Pour moi, c’est une vision du monde qui manque de générosité ; je conçois que cette conception d’une « Union » de spécialistes plutôt bien appointés, ferait peut-être sortir de leurs gonds, les Jean Monnet, Konrad Adenauer ou Charles de Gaulle de ce monde.

Merci pour cet article qui remet dans son vrai contexte les résultats des élections européennes. Une partie de cette question repose sur l’idée que l’immigration est facteur de délinquance (le FN a toujours fait l’amalgame), alors que la corrélation la plus forte a été faite avec la pauvreté. En réalité, à pauvreté égale, les immigrants génèrent moins de délinquance que les français.
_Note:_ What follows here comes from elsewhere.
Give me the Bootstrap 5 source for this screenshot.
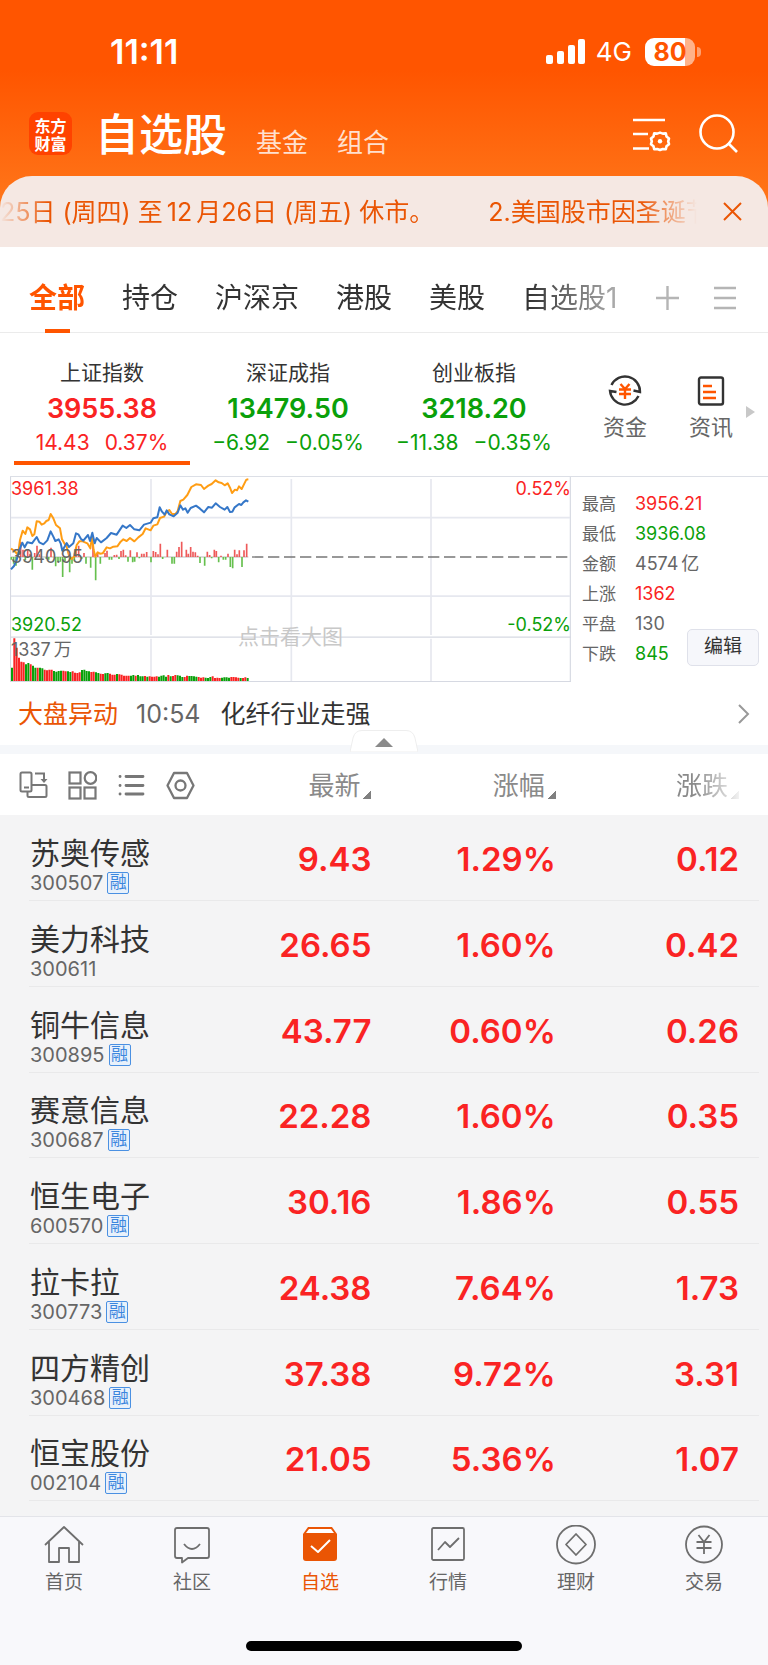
<!DOCTYPE html>
<html lang="zh-CN">
<head>
<meta charset="utf-8">
<meta name="viewport" content="width=device-width, initial-scale=1">
<title>自选股</title>
<link href="https://cdn.jsdelivr.net/npm/bootstrap@5.3.0/dist/css/bootstrap.min.css" rel="stylesheet">
<style>
:root{--up:#fa2323;--down:#0aa00a;--brand:#ff5500;--ink:#333;--soft:#666}
body{font-family:"Inter","Noto Sans CJK SC",sans-serif;color:var(--ink);background:#fff;font-size:18px}
button{border:0;background:none;padding:0;color:inherit}
a{color:inherit;text-decoration:none}
svg{display:block;fill:none;flex:none}
.up{color:var(--up)}.down{color:var(--down)}
.hero{background:linear-gradient(#ff5500 0,#ff5500 70px,#ff7519 200px);color:#fff}
.status{height:104px;padding:0 67px 0 110px}
.clock{font-size:34px;font-weight:600;line-height:40px}
.net{font-size:26px;line-height:32px;margin:0 13px 0 10px}
.battery{width:50px;height:28px;border-radius:9px;background:linear-gradient(90deg,#fff 80%,#ffb28a 80%);color:var(--brand);font-size:25px;font-weight:700;line-height:28px;text-align:center}
.nub{width:4px;height:10px;border-radius:0 4px 4px 0;background:#ffa070;margin-left:2px}
.topbar{height:72px;padding:0 29px}
.logo{width:43px;height:43px;border-radius:9px;background:#ff4200;font:700 16px/18px "Noto Sans CJK SC",sans-serif;padding:4px 0;text-align:center}
.title{font-size:44px;line-height:62px;font-weight:500;margin:0 0 0 23px}
.subtab{font-size:26px;line-height:36px;color:#ffe0cf;margin:0 0 5px 29px}
.ticker{background:#f5e8e3;border-radius:32px 32px 0 0;height:71px;color:#ea5504;font-size:25px;line-height:36px}
.ticker-text{flex:0 1 697px;gap:54px;-webkit-mask-image:linear-gradient(90deg,transparent 0,#000 48px,#000 640px,transparent 697px);mask-image:linear-gradient(90deg,transparent 0,#000 48px,#000 640px,transparent 697px)}
.ticker-text>span{flex:none}
.ticker-text i{font-style:normal;margin:0 4px 0 4px}
.groups{height:86px;border-bottom:1px solid #ebebeb;padding:16px 32px 0 29px;font-size:28px;line-height:40px}
.groups a{position:relative;white-space:nowrap}
.groups .on{color:var(--brand);font-weight:700}
.groups .on::after{content:"";position:absolute;left:16px;bottom:-15px;width:25px;height:4px;background:var(--brand)}
.groups nav{gap:37px;-webkit-mask-image:linear-gradient(90deg,#000 85%,rgba(0,0,0,.4) 100%);mask-image:linear-gradient(90deg,#000 85%,rgba(0,0,0,.4) 100%);padding:15px 0}
.groups .tools{gap:35px}
.indices{padding:25px 13px 10px 9px}
.index{flex:0 0 186px;padding:0 5px}
.index-name{font-size:21px;line-height:30px}
.index-value{font-size:27px;line-height:34px;font-weight:600;margin-top:4px}
.index-move{font-size:21px;line-height:28px;gap:15px;margin-top:3px}
.index-bar{height:4px;margin:4px 0 1px}
.index.on .index-bar{background:var(--brand)}
.shortcuts{padding-left:28px;gap:26px}
.shortcut{flex:0 0 60px;font-size:22px;line-height:30px;color:var(--soft)}
.market{border-top:1px solid #dcdfe6;margin-left:10px}
.chart{flex:0 0 561px;color:var(--soft);line-height:22px}
.chart>span{position:absolute;padding-left:1px}
.hint{left:227px;top:146px;font-size:21px;line-height:28px;color:#c8c8c8}
.unit{margin-left:3px}
.facts{padding:12px 9px 0 11px;line-height:30px;color:var(--soft)}
.facts dl{margin:0;display:grid;grid-template-columns:53px auto;grid-auto-rows:30px}
.facts dt{font-size:17px;font-weight:400}.facts dd{margin:0;font-size:18px}
.edit{right:9px;top:152px;width:72px;height:37px;border:1px solid #dfe1ea;border-radius:5px;background:#f6f7fb;font-size:19px;color:var(--ink)}
.news{height:63px;padding:1px 17px 0 18px;font-size:25px;line-height:36px;gap:20px}
.news time{color:var(--soft);margin-left:-2px}
.divider{height:9px;background:#f5f7fa}
.handle{left:calc(50% - 34px);bottom:2px}
.stocks{table-layout:fixed;background:#f4f4f5}
.stocks thead th{height:61px;padding-top:2px;background:#fff;font-weight:400;font-size:26px;color:#8a8a8a;text-align:right}
.stocks thead button{line-height:36px}
.stocks th:last-child,.stocks td:last-child{padding-right:29px}
.stocks thead th:first-child{padding-left:19px}
.fade-end{-webkit-mask-image:linear-gradient(90deg,#000 30%,rgba(0,0,0,.1) 100%);mask-image:linear-gradient(90deg,#000 30%,rgba(0,0,0,.1) 100%)}
.corner{display:inline-block;width:8px;height:8px;margin-left:3px;vertical-align:-4px;background:linear-gradient(135deg,transparent 50%,#808080 50%)}
.stocks tbody tr{height:86px;background:linear-gradient(#e9e9ea,#e9e9ea) no-repeat 29px 100%/calc(100% - 38px) 1px}
.stocks tbody tr:nth-child(4n){height:85px}
.stocks tbody th{padding:13px 0 0 30px;font-weight:400;white-space:nowrap}
.stocks tbody td{text-align:right;color:var(--up);font-size:33px;font-weight:600;line-height:40px;padding-top:2px}
.stock-name{font-size:30px;line-height:34px}
.stock-code{font-size:20px;line-height:22px;color:var(--soft);gap:4px;margin-top:2px}
.rong{width:22px;height:22px;border:1px solid #4a90e2;border-radius:2px;color:#3c86de;background:#e8f1fb;font-size:17px;line-height:19px;text-align:center}
.rest{height:15px;background:#f4f4f5}
.tabbar{background:#f8f8fb;border-top:1px solid #e3e4e9;padding-top:8px;height:149px}
.tabbar a{flex:1 1 0;font-size:19px;line-height:26px;color:var(--soft)}
.tabbar .on{color:#ea5504}
.tabbar svg{margin-bottom:5px}
.home{width:36%;height:10px;border-radius:5px;background:#000;margin:0 auto 14px}
</style>
</head>
<body>
<header class="hero">
  <div class="status d-flex align-items-center justify-content-between">
    <span class="clock">11:11</span>
    <div class="d-flex align-items-center">
      <svg width="40" height="26" viewBox="0 0 40 26"><g fill="#fff"><rect y="16" width="7" height="9" rx="2"/><rect x="11" y="12" width="7" height="13" rx="2"/><rect x="22" y="6" width="7" height="19" rx="2"/><rect x="32" width="7" height="25" rx="2"/></g></svg>
      <span class="net">4G</span>
      <span class="battery">80</span><span class="nub"></span>
    </div>
  </div>
  <div class="topbar d-flex align-items-start">
    <div class="logo mt-2">东方<br>财富</div>
    <nav class="d-flex align-items-end">
      <h1 class="title">自选股</h1>
      <a class="subtab" href="#">基金</a>
      <a class="subtab" href="#">组合</a>
    </nav>
    <div class="d-flex ms-auto pt-2" style="gap:27px">
      <button aria-label="列表设置"><svg width="40" height="42" viewBox="0 0 40 42" stroke="#fff" stroke-width="2.6"><path d="M1 8H33M1 22H16M1 36.500H17"/><path d="M36.200 29.300L37 32.200 34.500 34.200 33.800 37.200 30.800 37 28 38 25.200 37 22.200 37.200 21.500 34.200 19 32.200 19.800 29.300 19 26.400 21.500 24.400 22.200 21.400 25.200 21.600 28 20.600 30.800 21.600 33.800 21.400 34.500 24.400 37 26.400z" stroke-linejoin="round"/><circle cx="28" cy="29.300" r="2.200" fill="#fff" stroke="none"/></svg></button>
      <button aria-label="搜索"><svg width="40" height="42" viewBox="0 0 40 42" stroke="#fff" stroke-width="2.600"><circle cx="18" cy="20" r="16.500"/><path d="M29 31l9 9"/></svg></button>
    </div>
  </div>
  <div class="ticker d-flex align-items-center">
    <div class="ticker-text d-flex overflow-hidden text-nowrap"><span>25日 (周四) 至<i>12</i>月26日 (周五) 休市。</span><span>2.美国股市因圣诞节</span></div>
    <button class="ms-auto me-4" aria-label="关闭"><svg width="22" height="22" viewBox="0 0 22 22" stroke="#ea5504" stroke-width="2"><path d="M2 2l17 17M19 2L2 19"/></svg></button>
  </div>
</header>

<div class="groups d-flex align-items-center justify-content-between">
  <nav class="d-flex"><a class="on" href="#">全部</a><a href="#">持仓</a><a href="#">沪深京</a><a href="#">港股</a><a href="#">美股</a><a href="#">自选股1</a></nav>
  <div class="tools d-flex">
    <button aria-label="添加分组"><svg width="23" height="24" viewBox="0 0 23 24" stroke="#b5b5b5" stroke-width="2.400"><path d="M0 12h23M11.500 0v24"/></svg></button>
    <button aria-label="管理分组"><svg width="22" height="24" viewBox="0 0 22 24" stroke="#b5b5b5" stroke-width="2.600"><path d="M0 2h22M0 12h22M0 22h22"/></svg></button>
  </div>
</div>

<section class="indices d-flex">
  <a class="index on text-center" href="#"><div class="index-name">上证指数</div><div class="index-value up">3955.38</div><div class="index-move up d-flex justify-content-center"><span>14.43</span><span>0.37%</span></div><div class="index-bar"></div></a>
  <a class="index text-center" href="#"><div class="index-name">深证成指</div><div class="index-value down">13479.50</div><div class="index-move down d-flex justify-content-center"><span>−6.92</span><span>−0.05%</span></div><div class="index-bar"></div></a>
  <a class="index text-center" href="#"><div class="index-name">创业板指</div><div class="index-value down">3218.20</div><div class="index-move down d-flex justify-content-center"><span>−11.38</span><span>−0.35%</span></div><div class="index-bar"></div></a>
  <div class="shortcuts d-flex align-items-start pt-3">
    <a class="shortcut text-center" href="#"><svg class="mx-auto mb-1" width="34" height="34" viewBox="0 0 34 34" stroke="#333" stroke-width="2.400"><path d="M3.500 11A15 15 0 0 1 32 18L25.500 16.500M30.500 22A15 15 0 0 1 2 17L8.500 18"/><path d="M12.500 10L17 15l4.500-5M11 15.500h12M11 20h12M17 15v10" stroke="#ff5500"/></svg>资金</a>
    <a class="shortcut text-center" href="#"><svg class="mx-auto mb-1" width="34" height="34" viewBox="0 0 34 34" stroke="#333" stroke-width="2.400"><rect x="5" y="3.500" width="24" height="27" rx="2"/><path d="M9 12h9M9 18h13M9 24h13" stroke="#ff5500"/></svg>资讯</a>
  </div>
  <svg class="ms-auto align-self-center" width="9" height="12" viewBox="0 0 9 12"><path d="M0 0l9 6-9 6z" fill="#c8c8c8"/></svg>
</section>

<section class="market d-flex position-relative">
  <div class="chart position-relative">
    <svg class="w-100" viewBox="30 36 1683 615">
      <path d="M31.500 33V650M1711 33V650M30 516.500H1713M30 649.500H1713" stroke="#d6d9e2" stroke-width="3.500"/>
      <path d="M33 158H1710M33 393.500H1710M453 42V510M453 521V648M874 42V510M874 521V648M1293 42V510M1293 521V648" stroke="#e6e8ef" stroke-width="5"/>
      <path d="M33 276H745" stroke="#999" stroke-width="2"/>
      <path d="M756 276H1710" stroke="#777" stroke-width="4" stroke-dasharray="34 14"/>
      <path id="turnoverUp" stroke="#fa2323" stroke-width="6"/><path id="turnoverDown" stroke="#0aa00a" stroke-width="6"/>
      <path id="flowUp" stroke="#ee5a5a" stroke-width="5"/><path id="flowDown" stroke="#66c04e" stroke-width="5"/>
      <polyline stroke="#ff9d14" stroke-width="6" stroke-linejoin="round" points="33,251 44,258 54,270 60,225 68,197 76,207 82,187 90,193 97,213 103,208 110,169 118,170 125,179 133,175 139,168 146,165 152,147 160,160 168,180 180,190 186,223 193,235 200,245 208,275 215,282 222,275 230,240 238,229 248,229 262,235 271,250 276,215 281,255 286,275 293,262 300,266 308,265 320,247 330,250 340,245 352,244 362,230 370,223 380,228 390,219 403,229 415,217 428,207 437,190 452,196 460,182 472,178 480,159 492,155 500,140 508,135 516,147 526,147 533,138 541,108 550,104 562,90 574,66 588,58 603,60 612,72 625,62 635,57 647,46 656,52 665,54 674,61 683,55 690,68 696,84 705,74 711,76 717,64 725,72 733,56 739,44 745,43"/>
      <polyline stroke="#3577c8" stroke-width="6" stroke-linejoin="round" points="33,313 42,303 50,285 58,255 67,233 74,247 82,232 96,235 110,216 118,232 130,238 142,226 152,199 160,215 166,228 176,223 182,235 187,257 200,234 207,246 220,235 228,205 235,208 243,222 250,227 264,210 270,228 277,203 284,235 290,219 303,232 320,219 333,204 350,209 368,182 379,189 390,180 403,193 418,196 432,179 452,173 460,160 472,157 479,127 486,140 494,149 500,136 508,148 521,154 533,143 541,121 549,134 556,130 563,143 572,129 588,122 600,131 612,142 625,126 636,128 647,115 660,126 674,134 682,126 690,141 697,140 704,127 717,117 724,120 730,112 738,106 745,110"/>
    </svg>
    <span class="up start-0" style="top:1px">3961.38</span>
    <span class="up end-0" style="top:1px">0.52%</span>
    <span class="start-0" style="top:69px">3940.95</span>
    <span class="down start-0" style="top:137px">3920.52</span>
    <span class="down end-0" style="top:137px">-0.52%</span>
    <span class="start-0" style="top:162px">1337<span class="unit">万</span></span>
    <span class="hint">点击看大图</span>
  </div>
  <div class="facts">
    <dl><dt>最高</dt><dd class="up">3956.21</dd><dt>最低</dt><dd class="down">3936.08</dd><dt>金额</dt><dd>4574<span class="unit">亿</span></dd><dt>上涨</dt><dd class="up">1362</dd><dt>平盘</dt><dd>130</dd><dt>下跌</dt><dd class="down">845</dd></dl>
  </div>
  <button class="edit position-absolute">编辑</button>
</section>

<div class="position-relative">
  <a class="news d-flex align-items-center" href="#"><span style="color:#ea5504">大盘异动</span><time>10:54</time><span>化纤行业走强</span>
    <svg class="ms-auto" width="14" height="22" viewBox="0 0 14 22" stroke="#999" stroke-width="2"><path d="M2 2l9 9-9 9"/></svg></a>
  <div class="divider"></div>
  <button class="handle position-absolute" aria-label="收起"><svg width="68" height="22" viewBox="0 0 68 22"><path d="M0 22L3 8Q5 .5 12 .5H56Q63 .5 65 8L68 22z" fill="#fff" stroke="#eee"/><path d="M25 17L34 8l9 9z" fill="#8a8a8a"/></svg></button>
</div>

<table class="stocks w-100">
  <colgroup><col style="width:26%"><col style="width:22.500%"><col style="width:24%"><col></colgroup>
  <thead><tr>
    <th><div class="d-flex" style="gap:20px">
      <button aria-label="切换布局"><svg width="29" height="29" viewBox="0 0 29 29" stroke="#777" stroke-width="2"><path d="M8 20.500H3Q1.500 20.500 1.500 19V3Q1.500 1.500 3 1.500H11Q12.500 1.500 12.500 3V19Q12.500 20.500 11 20.500H8M5 16.500h5M16 2.500H25V9"/><path d="M21.500 8h7L25 12z" fill="#777" stroke="none"/><path d="M13 14H26Q27.500 14 27.500 15.500V24.500Q27.500 26 26 26H10Q8.500 26 8.500 24.500V21"/></svg></button>
      <button aria-label="宫格"><svg width="29" height="29" viewBox="0 0 29 29" stroke="#777" stroke-width="2.200"><rect x="1.500" y="1.500" width="11" height="11"/><circle cx="22.500" cy="7" r="5.800"/><rect x="1.500" y="16.500" width="11" height="11"/><rect x="16.500" y="16.500" width="11" height="11"/></svg></button>
      <button aria-label="列表"><svg width="29" height="29" viewBox="0 0 29 29" stroke="#777" stroke-width="2.800" stroke-linecap="round"><path d="M9 5.500h17M9 14.500h17M9 23h17M3 5.500h.1M3 14.500h.1M3 23h.1"/></svg></button>
      <button aria-label="设置"><svg width="29" height="29" viewBox="0 0 29 29" stroke="#777" stroke-width="2.300" stroke-linejoin="round"><path d="M8 2H21L27.500 14.500 21 27H8L1.500 14.500z"/><circle cx="14.500" cy="14.500" r="5"/></svg></button>
    </div></th>
    <th><button>最新<i class="corner"></i></button></th><th><button>涨幅<i class="corner"></i></button></th><th><button class="fade-end">涨跌<i class="corner"></i></button></th>
  </tr></thead>
  <tbody>
    <tr><th><div class="stock-name">苏奥传感</div><div class="stock-code d-flex">300507<span class="rong">融</span></div></th><td>9.43</td><td>1.29%</td><td>0.12</td></tr>
    <tr><th><div class="stock-name">美力科技</div><div class="stock-code d-flex">300611</div></th><td>26.65</td><td>1.60%</td><td>0.42</td></tr>
    <tr><th><div class="stock-name">铜牛信息</div><div class="stock-code d-flex">300895<span class="rong">融</span></div></th><td>43.77</td><td>0.60%</td><td>0.26</td></tr>
    <tr><th><div class="stock-name">赛意信息</div><div class="stock-code d-flex">300687<span class="rong">融</span></div></th><td>22.28</td><td>1.60%</td><td>0.35</td></tr>
    <tr><th><div class="stock-name">恒生电子</div><div class="stock-code d-flex">600570<span class="rong">融</span></div></th><td>30.16</td><td>1.86%</td><td>0.55</td></tr>
    <tr><th><div class="stock-name">拉卡拉</div><div class="stock-code d-flex">300773<span class="rong">融</span></div></th><td>24.38</td><td>7.64%</td><td>1.73</td></tr>
    <tr><th><div class="stock-name">四方精创</div><div class="stock-code d-flex">300468<span class="rong">融</span></div></th><td>37.38</td><td>9.72%</td><td>3.31</td></tr>
    <tr><th><div class="stock-name">恒宝股份</div><div class="stock-code d-flex">002104<span class="rong">融</span></div></th><td>21.05</td><td>5.36%</td><td>1.07</td></tr>
  </tbody>
</table>
<div class="rest"></div>

<footer class="tabbar d-flex flex-column justify-content-between">
  <nav class="d-flex text-center">
    <a href="#"><svg class="mx-auto" width="40" height="40" viewBox="0 0 40 40" stroke="#6e6e6e" stroke-width="1.800"><path d="M1 20L20 2l19 18M5 17V37H15V23H25V37H35V17" stroke-linejoin="round"/></svg>首页</a>
    <a href="#"><svg class="mx-auto" width="40" height="40" viewBox="0 0 40 40" stroke="#6e6e6e" stroke-width="1.800" stroke-linejoin="round"><path d="M5 3H35Q37 3 37 5V31Q37 33 35 33H16L10 37.500V33H5Q3 33 3 31V5Q3 3 5 3zM12 19q8 10 16 0"/></svg>社区</a>
    <a class="on" href="#"><svg class="mx-auto" width="40" height="40" viewBox="0 0 40 40" stroke-linejoin="round"><path d="M3 9L8 2H32L37 9V33Q37 36 34 36H6Q3 36 3 33z" fill="#ea5504"/><path d="M9 4H31L34 8H6z" fill="#fff"/><path d="M11 21l7 6L30 15" stroke="#fff" stroke-width="2"/></svg>自选</a>
    <a href="#"><svg class="mx-auto" width="40" height="40" viewBox="0 0 40 40" stroke="#6e6e6e" stroke-width="1.800" stroke-linejoin="round"><rect x="4" y="3" width="32" height="32" rx="1.500"/><path d="M10 25l7-8 5 5 9-9"/></svg>行情</a>
    <a href="#"><svg class="mx-auto" width="40" height="40" viewBox="0 0 40 40" stroke="#6e6e6e" stroke-width="1.800" stroke-linejoin="round"><circle cx="20" cy="19.500" r="19"/><path d="M20 9L30 19.500 20 30 10 19.500z"/></svg>理财</a>
    <a href="#"><svg class="mx-auto" width="40" height="40" viewBox="0 0 40 40" stroke="#6e6e6e" stroke-width="1.800"><circle cx="20" cy="19.500" r="18"/><path d="M14.500 10L20 17l5.500-7M12.500 17h15M12.500 23h15M20 17v12"/></svg>交易</a>
  </nav>
  <div class="home"></div>
</footer>

<script src="https://cdn.jsdelivr.net/npm/bootstrap@5.3.0/dist/js/bootstrap.bundle.min.js"></script>
<script>
// [x, size] of each minute's net flow, drawn from the previous-close line
const flowUp=[[62,46],[69,22],[83,24],[90,10],[104,12],[111,34],[118,8],[153,28],[228,30],[236,34],[252,12],[279,38],[293,14],[315,12],[321,19],[343,6],[350,7],[363,18],[370,22],[377,5],[391,20],[411,14],[425,10],[432,10],[440,15],[460,18],[467,15],[474,8],[481,40],[502,22],[530,16],[537,30],[545,46],[559,22],[565,10],[572,30],[579,16],[586,14],[593,4],[622,16],[629,6],[643,22],[649,18],[663,4],[684,10],[704,22],[711,8],[718,20],[732,20],[740,40]];
const flowDown=[[34,8],[41,20],[48,26],[76,10],[97,38],[139,6],[146,8],[167,28],[174,14],[181,14],[188,60],[195,12],[209,46],[216,20],[223,10],[245,6],[258,20],[272,32],[287,70],[301,20],[328,8],[335,8],[357,6],[384,14],[398,16],[404,14],[418,4],[453,16],[488,6],[516,20],[523,20],[600,18],[614,26],[635,4],[656,16],[670,8],[677,8],[691,30],[698,34],[726,30]];
// turnover per minute, with r for a rise and g for a fall
const turnover=[40,128,100,70,58,56,50,54,50,46,40,40,40,38,34,32,34,34,30,28,30,31,31,29,29,27,29,25,24,26,33,34,30,29,27,28,26,24,22,21,23,24,22,19,19,21,20,19,16,16,16,16,18,16,18,14,14,15,13,14,13,13,14,13,16,17,13,18,14,15,18,17,16,12,12,16,15,15,14,13,12,10,11,10,9,12,14,9,10,9,10,11,11,10,12,12,11,10,9,9,11,9];
const trend="grrrrrggrggrggrrrrggggrrggrrrrggggrrggrrggrrrgrrrrrggrgggrgrrrrggggrgrrgggrrggggrrrgggrrrrggggrrrrgrrg";
const bars=(list,base,dir)=>list.map(([x,h])=>`M${x} ${base}V${base+dir*h}`).join("");
const vol=c=>bars(turnover.map((h,i)=>[36+i*7,h,trend[i]]).filter(b=>b[2]===c),648,-1);
const put=(id,d)=>document.getElementById(id).setAttribute("d",d);
put("flowUp",bars(flowUp,276,-1));put("flowDown",bars(flowDown,276,1));
put("turnoverUp",vol("r"));put("turnoverDown",vol("g"));
</script>
</body>
</html>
La question a notamment été synthétisée par Dominique Schnapper en 2005.
Contrairement aux idées reçues, ce n’est pas l’immigration en France qui pose problème (la France est un des pays qui accueillent le moins d’immigrants depuis près de dix ans en Europe), mais l’intégration des Français fils et filles d’immigrés de première génération.